> [Task to complete]: Copy each line below in which the string "page" occurs.

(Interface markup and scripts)
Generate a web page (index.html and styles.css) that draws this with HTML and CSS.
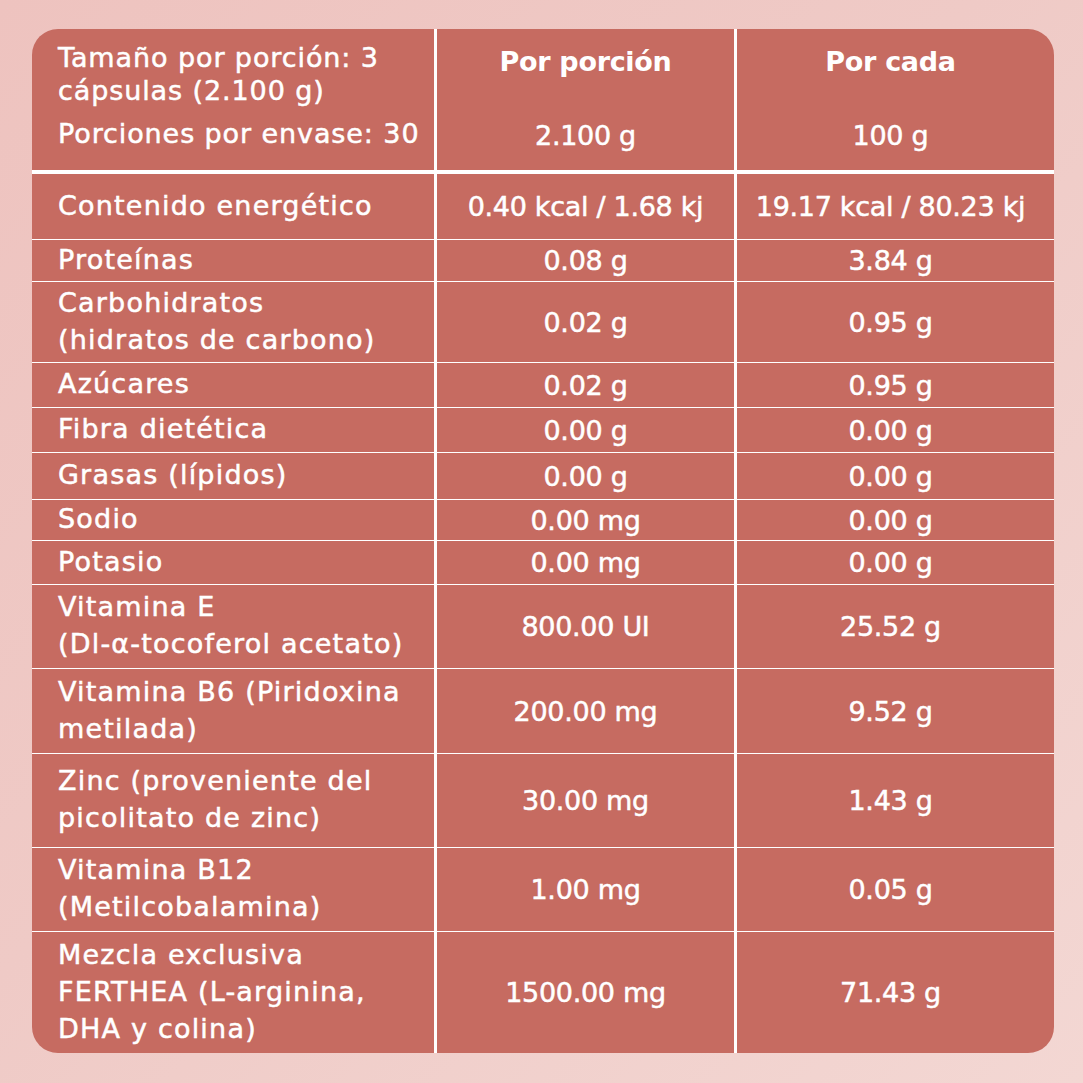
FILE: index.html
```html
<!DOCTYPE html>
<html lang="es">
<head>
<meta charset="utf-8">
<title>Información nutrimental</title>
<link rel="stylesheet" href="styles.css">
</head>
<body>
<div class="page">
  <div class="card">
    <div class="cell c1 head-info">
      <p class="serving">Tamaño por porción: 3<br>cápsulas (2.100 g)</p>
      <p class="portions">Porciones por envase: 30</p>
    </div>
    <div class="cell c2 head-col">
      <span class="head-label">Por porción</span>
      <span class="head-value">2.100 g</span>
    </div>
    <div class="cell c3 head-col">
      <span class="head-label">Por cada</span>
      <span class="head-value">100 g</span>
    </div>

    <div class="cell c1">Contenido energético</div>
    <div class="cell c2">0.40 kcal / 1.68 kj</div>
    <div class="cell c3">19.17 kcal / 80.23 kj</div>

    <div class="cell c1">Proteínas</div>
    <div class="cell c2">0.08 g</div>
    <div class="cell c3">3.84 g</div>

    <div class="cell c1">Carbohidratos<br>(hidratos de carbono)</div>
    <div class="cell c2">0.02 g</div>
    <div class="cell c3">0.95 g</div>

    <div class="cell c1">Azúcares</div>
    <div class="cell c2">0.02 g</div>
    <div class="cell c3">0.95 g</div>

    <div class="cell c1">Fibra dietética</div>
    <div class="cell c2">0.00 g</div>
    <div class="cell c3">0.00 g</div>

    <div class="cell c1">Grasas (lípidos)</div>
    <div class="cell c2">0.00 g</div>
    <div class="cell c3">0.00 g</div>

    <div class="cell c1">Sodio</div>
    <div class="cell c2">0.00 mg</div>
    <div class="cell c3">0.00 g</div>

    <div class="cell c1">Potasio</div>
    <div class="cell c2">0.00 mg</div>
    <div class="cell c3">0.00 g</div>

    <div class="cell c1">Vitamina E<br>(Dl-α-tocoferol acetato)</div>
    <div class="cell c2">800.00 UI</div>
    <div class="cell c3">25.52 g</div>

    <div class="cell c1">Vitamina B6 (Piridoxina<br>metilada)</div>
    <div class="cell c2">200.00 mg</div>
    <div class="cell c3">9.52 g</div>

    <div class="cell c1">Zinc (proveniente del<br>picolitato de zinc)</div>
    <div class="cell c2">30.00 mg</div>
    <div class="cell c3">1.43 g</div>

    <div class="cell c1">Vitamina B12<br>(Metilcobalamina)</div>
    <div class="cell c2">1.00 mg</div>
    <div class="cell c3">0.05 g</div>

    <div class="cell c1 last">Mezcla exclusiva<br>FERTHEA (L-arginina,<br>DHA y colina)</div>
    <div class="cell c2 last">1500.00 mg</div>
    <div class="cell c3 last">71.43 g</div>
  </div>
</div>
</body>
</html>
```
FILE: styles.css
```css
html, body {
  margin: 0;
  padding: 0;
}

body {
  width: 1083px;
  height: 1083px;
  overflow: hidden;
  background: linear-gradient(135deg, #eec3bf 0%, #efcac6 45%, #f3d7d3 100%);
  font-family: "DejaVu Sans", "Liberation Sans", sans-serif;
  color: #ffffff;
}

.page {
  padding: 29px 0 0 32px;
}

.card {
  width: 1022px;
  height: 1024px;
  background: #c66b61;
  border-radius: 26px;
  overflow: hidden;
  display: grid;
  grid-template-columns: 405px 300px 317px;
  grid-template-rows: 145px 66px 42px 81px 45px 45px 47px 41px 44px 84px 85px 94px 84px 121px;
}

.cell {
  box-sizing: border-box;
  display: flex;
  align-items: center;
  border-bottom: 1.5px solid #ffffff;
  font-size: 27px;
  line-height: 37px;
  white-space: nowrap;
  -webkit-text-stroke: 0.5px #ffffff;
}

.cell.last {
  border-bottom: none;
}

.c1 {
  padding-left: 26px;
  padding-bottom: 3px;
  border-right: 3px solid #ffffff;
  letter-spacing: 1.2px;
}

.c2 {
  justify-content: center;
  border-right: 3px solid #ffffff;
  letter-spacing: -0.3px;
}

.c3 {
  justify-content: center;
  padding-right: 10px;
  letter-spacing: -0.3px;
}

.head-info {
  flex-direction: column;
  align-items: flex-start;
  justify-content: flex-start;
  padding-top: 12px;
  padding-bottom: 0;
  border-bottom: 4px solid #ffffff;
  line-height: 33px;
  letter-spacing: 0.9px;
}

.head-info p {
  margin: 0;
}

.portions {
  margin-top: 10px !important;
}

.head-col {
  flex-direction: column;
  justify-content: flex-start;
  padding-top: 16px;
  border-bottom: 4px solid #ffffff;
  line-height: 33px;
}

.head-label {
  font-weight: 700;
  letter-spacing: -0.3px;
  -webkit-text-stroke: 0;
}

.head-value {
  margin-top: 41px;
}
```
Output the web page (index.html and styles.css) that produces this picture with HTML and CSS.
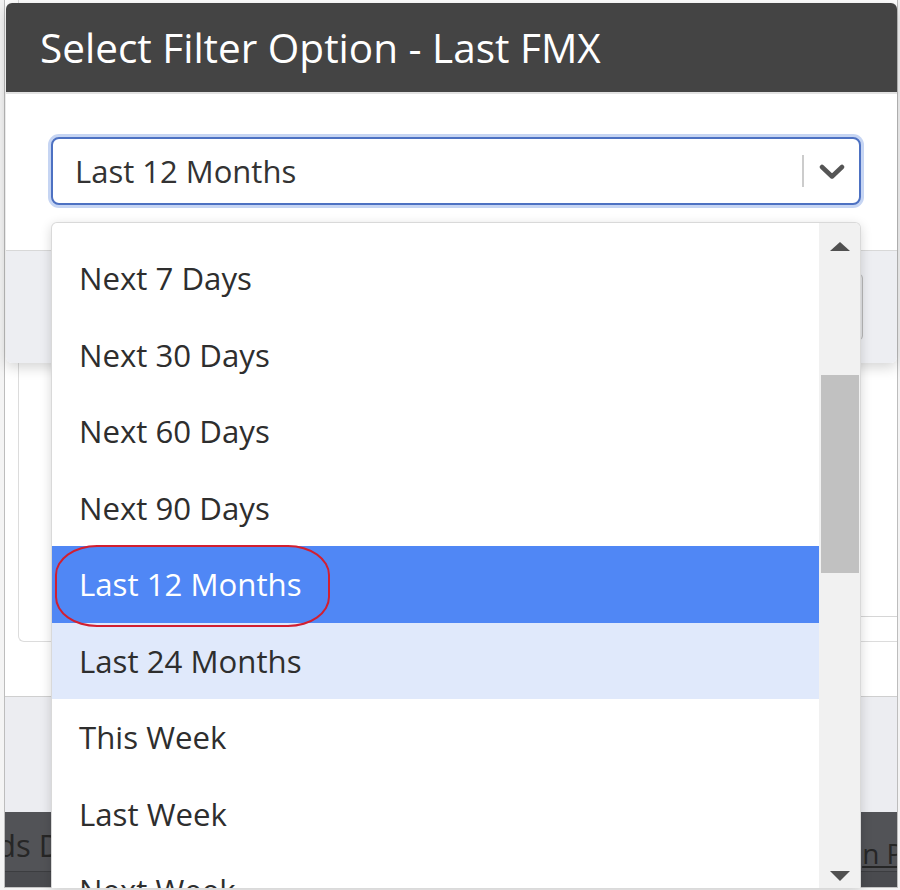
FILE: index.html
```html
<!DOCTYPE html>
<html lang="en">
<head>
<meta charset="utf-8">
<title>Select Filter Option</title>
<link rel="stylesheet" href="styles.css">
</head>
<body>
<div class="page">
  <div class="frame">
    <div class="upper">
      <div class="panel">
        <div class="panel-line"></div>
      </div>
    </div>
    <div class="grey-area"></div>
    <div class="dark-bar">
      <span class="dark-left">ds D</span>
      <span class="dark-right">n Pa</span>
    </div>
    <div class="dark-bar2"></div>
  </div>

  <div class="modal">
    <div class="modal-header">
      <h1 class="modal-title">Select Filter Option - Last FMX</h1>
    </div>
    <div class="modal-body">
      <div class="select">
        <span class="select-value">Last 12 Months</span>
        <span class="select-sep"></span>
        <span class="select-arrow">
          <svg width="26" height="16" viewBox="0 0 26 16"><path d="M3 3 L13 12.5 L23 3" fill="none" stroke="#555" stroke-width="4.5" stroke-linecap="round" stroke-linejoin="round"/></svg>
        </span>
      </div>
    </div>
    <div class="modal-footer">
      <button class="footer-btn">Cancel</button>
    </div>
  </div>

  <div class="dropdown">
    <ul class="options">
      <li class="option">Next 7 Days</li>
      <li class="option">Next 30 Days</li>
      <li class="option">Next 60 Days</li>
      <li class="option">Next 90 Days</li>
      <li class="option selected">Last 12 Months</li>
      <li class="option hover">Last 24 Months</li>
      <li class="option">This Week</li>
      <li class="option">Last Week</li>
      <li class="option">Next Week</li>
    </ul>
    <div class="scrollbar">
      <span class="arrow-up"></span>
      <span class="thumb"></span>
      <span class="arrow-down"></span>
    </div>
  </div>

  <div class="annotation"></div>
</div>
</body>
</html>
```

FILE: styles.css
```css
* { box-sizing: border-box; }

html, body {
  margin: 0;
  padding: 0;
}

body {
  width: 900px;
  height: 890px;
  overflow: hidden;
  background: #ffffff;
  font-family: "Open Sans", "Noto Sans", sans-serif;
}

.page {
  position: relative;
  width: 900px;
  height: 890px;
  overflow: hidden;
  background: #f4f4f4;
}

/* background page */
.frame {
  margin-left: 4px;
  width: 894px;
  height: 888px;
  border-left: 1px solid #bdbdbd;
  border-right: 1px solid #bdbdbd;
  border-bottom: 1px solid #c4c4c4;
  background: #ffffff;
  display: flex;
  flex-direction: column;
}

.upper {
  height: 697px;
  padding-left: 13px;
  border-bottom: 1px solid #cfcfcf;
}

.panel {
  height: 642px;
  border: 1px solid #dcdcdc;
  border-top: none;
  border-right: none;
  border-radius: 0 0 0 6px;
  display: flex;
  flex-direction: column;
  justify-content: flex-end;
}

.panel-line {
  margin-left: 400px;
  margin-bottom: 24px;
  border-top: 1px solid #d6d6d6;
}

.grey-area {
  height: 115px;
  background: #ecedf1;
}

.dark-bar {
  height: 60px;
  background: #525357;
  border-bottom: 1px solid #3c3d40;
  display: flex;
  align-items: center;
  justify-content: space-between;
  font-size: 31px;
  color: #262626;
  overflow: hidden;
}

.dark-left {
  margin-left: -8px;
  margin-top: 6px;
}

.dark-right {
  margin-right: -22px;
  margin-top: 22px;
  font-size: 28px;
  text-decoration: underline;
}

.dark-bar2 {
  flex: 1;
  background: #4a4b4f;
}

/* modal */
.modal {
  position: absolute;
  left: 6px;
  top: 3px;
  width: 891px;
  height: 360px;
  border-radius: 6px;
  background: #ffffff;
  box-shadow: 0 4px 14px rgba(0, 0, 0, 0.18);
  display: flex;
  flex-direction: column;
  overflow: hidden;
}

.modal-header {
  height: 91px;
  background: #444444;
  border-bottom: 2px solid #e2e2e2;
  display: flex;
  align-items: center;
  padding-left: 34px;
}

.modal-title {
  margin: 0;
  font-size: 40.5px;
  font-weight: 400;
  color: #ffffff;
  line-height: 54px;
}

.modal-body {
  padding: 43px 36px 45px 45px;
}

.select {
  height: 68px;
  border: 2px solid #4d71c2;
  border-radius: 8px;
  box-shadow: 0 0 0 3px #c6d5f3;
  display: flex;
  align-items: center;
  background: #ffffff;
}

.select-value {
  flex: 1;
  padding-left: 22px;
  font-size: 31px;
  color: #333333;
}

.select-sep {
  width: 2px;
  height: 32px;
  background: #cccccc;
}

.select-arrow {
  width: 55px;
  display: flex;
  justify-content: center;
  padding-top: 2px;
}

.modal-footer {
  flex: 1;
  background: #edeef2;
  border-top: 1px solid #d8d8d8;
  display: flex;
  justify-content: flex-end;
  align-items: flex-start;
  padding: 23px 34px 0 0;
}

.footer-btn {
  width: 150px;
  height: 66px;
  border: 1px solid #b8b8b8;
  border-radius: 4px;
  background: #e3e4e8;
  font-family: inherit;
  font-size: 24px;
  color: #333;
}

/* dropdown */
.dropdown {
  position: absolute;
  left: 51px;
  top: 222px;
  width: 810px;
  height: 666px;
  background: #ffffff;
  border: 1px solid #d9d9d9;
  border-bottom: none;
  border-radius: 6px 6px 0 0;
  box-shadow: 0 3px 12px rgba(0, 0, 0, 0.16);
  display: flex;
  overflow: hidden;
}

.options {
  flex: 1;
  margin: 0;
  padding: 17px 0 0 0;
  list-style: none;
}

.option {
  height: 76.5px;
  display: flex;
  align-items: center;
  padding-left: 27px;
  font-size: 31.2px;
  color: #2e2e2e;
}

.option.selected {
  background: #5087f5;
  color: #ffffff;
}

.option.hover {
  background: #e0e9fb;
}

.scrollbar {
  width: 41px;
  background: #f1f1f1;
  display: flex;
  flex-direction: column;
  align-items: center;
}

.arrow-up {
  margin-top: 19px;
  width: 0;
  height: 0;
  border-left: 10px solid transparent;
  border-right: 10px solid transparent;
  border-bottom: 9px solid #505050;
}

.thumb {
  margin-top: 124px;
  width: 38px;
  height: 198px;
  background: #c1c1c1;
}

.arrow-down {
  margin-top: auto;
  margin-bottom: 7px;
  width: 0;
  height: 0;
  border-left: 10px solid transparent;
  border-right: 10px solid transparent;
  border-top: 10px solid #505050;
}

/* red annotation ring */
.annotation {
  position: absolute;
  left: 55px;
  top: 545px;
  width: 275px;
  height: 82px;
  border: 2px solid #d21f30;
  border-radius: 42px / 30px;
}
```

> [Result of the exercise]:
Generate a web page (index.html and styles.css) that draws this with HTML and CSS.
<div class="page">
.page {
Output the web page (index.html and styles.css) that produces this picture with HTML and CSS.
<div class="page">
.page {
/* background page */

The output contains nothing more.